The AIG itself is a longstanding advocate of a tougher industrial regime and clearly felt the climate was right for a more aggressive drive against manufacturing workers. The government is pressing for substantial industrial relations reform, including legislation before the Senate exempting small business from unfair dismissal provisions, restricting the unions’ right to enter workplaces and requiring secret ballots before industrial action.
This week, Abbott also finalised legislation to erode the rights of construction workers. Based on recommendations from the recently completed Royal Commission into the building industry, the bill provides for the creation of a construction industry watchdog, which will have extensive powers to bring prosecutions and to police major building projects. The legislation requires secret ballots to be conducted prior to any strikes, places a 14-day limit on all industrial action, introduces heavier penalties for so-called “illegal” strikes and outlaws industry-wide bargaining by unions.
The construction industry bill will serve as a benchmark for similar measures to be imposed against workers in other industrial sectors. Speaking to ABC-TV Lateline reporter Greg Jennett last week, Abbott remarked: “You’d be an idiot not to at least consider extending [the legislation’s provisions] to other industries.”
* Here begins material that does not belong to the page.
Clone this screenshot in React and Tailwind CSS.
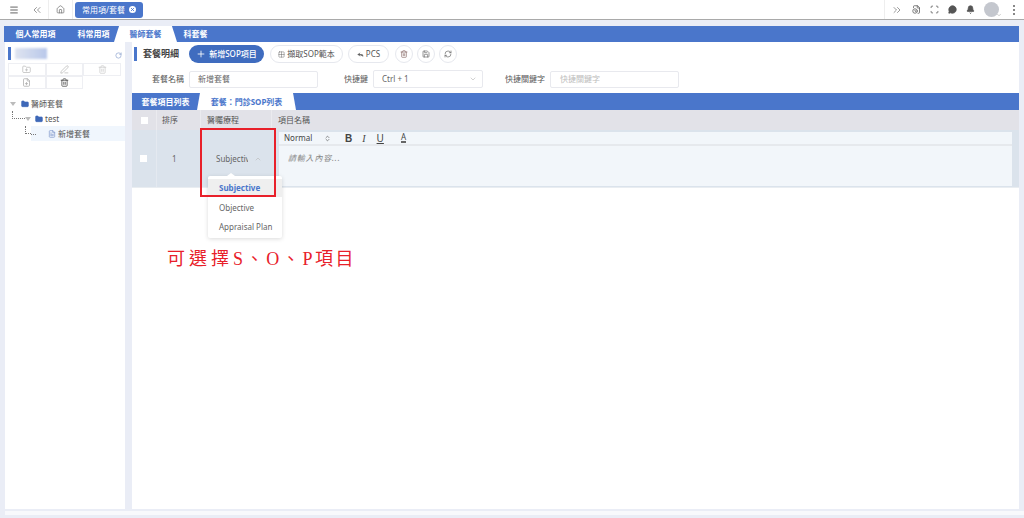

With hundreds of work agreements still outstanding in Campaign 2003, lockouts are continuing in a whole number of industries. At ACI Moulds in Box Hill, Victoria, 77 workers have been locked out since May. The company responded to workers’ demands by serving its own claims on the union. These included increased work flexibility, a greater use of contract labour and no restrictions on shift transfers. In return for these givebacks, the ACI offered only 9 percent pay increase over three years. On August 18, when ACI workers in other plants went on strike for 24 hours in support of their Box Hill colleagues, the company sent letters to their homes threatening to take legal action against them.
Rheem, whose Human Resources manager is Australian Industry Group (AIG) board member Peter Ross, has locked out 320 workers at its Sydney plant eight times in the past three months. On August 27, workers again found themselves outside the gate for the third time in two weeks. The AMWU had merely informed the company it intended holding a 45-minute stop-work meeting to discuss stalled negotiations. The lockout was accompanied by a letter to every worker warning: “As of today any employee who engages in any form of industrial action will be locked out for the entire next shift.” Negotiations remain stalled.
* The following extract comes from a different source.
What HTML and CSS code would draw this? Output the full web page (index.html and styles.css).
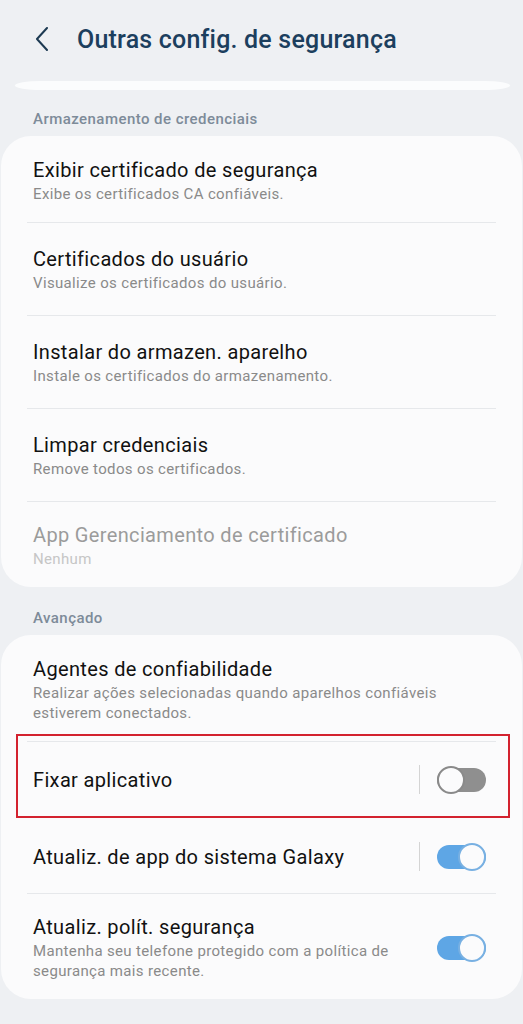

Workers at KSB Ajax in Victoria were locked out for 10 days in July after they implemented a campaign of 10-minute rolling stoppages four times daily. This was the first time the company had used lockouts against its workforce in 30 years. At Frigrite, also in Victoria, 85 workers were locked out for four weeks in May.
Other lockouts in the course of Campaign 2003 include, FMP Group (formerly Bendix Mintex), Stramit Industries and McCains Foods in Victoria, as well as Bradken Karrabin and ACL Gaskets in Queensland, and Maintain and Rail Fleet Services in NSW. The Bradken Karrabin workers were locked out on two occasions in July, after refusing a management pay offer amounting to just 9 percent over three years. The company also refused to discuss any other claims. Again, the lockouts were the company’s response to minimal forms of industrial action.
Other sections of workers, while not locked out, have been forced into prolonged strike action after employers simply refused to negotiate. At the Smorgon Steel plant in Laverton, Victoria, 25 electricians employed by contractor Adecco have been on strike for more than six months for a new enterprise agreement and a 36-hour week. Just over two weeks ago, Adecco canceled a scheduled third-round of negotiations with the Electrical Trades Union and stated it would have no further communications with the union.
The Australian Workers Union (AWU) at the Laverton plant, although a party to Campaign 2003, allowed its members to remain on the job even though Smorgon had engaged scab labour to do the work of the ETU strikers. The AWU has since cut its own separate deal with the company, accepting a 10 percent pay increase over three years.
Despite the widespread nature of the stand-downs, and claims by the unions that employers have adopted a common front, there has been no attempt by the MTUF to organise a unified and coordinated response. In most cases, lockouts have only been lifted where unions have agreed to end all industrial action, or entered negotiations for agreements with drastically reduced demands.
For the most part, the unions have accepted annual pay increases of between 3 and 5 percent over three years, well in the range deemed acceptable by the employers. Only very few agreements contain a shorter working week, although this was heralded by the unions as a key issue. In some cases, the shorter week will not be phased in until the very end of the agreement, and there is nothing to stop employers from reneging at a later date.
Typical of the settlements is one recently struck by the four unions—including the AMWU—covering 580 workers at tyremaker Bridgestone in Adelaide. The unions dropped their claim for an 18 percent pay increase and recommended the workforce accept 9 percent over three years. They also agreed to offset the pay increase “with higher productivity”. Bridgestone had threatened to lock workers out for two weeks, even though no industrial action had taken place.
In a further show of impotency, AMWU NSW State Secretary Paul Bastian last week appealed to the Howard government for the “immediate reform of laws allowing employers to lock out workers rather than negotiate in good faith”.
Behind the employers’ latest offensive lies their confidence in the AMWU’s willingness to police its own members. Last year the AMWU signed an agreement with the car manufacturers to work jointly to ensure that disputes in car component companies did not get out of hand and impact on production in the car plants operated by Ford, Toyota, Mitsubishi and GMH. The AMWU hoped that its collaboration would persuade the employers to reject Abbott’s approaches. Close to half the 1,100 new work agreements included in Campaign 2003 apply to car component companies.
Drawing on past performance, the employers were also confident that the unions’ talk of widespread industrial disruption was so much hot air, and that when push came to shove they would rapidly fall into line. As far back as February, the financial magazine Business Review Weekly, commenting on Campaign 2003, remarked: “Tough talk in public from the unions, employers and car makers will be louder than ever, some strikes will occur...but, behind closed doors, the unions and the manufacturing sector will be working towards an agreement”.
Left in the hands of the union leadership all attempts by manufacturing workers to defend their conditions will be rapidly transformed into a means of entrenching already-existing levels of exploitation.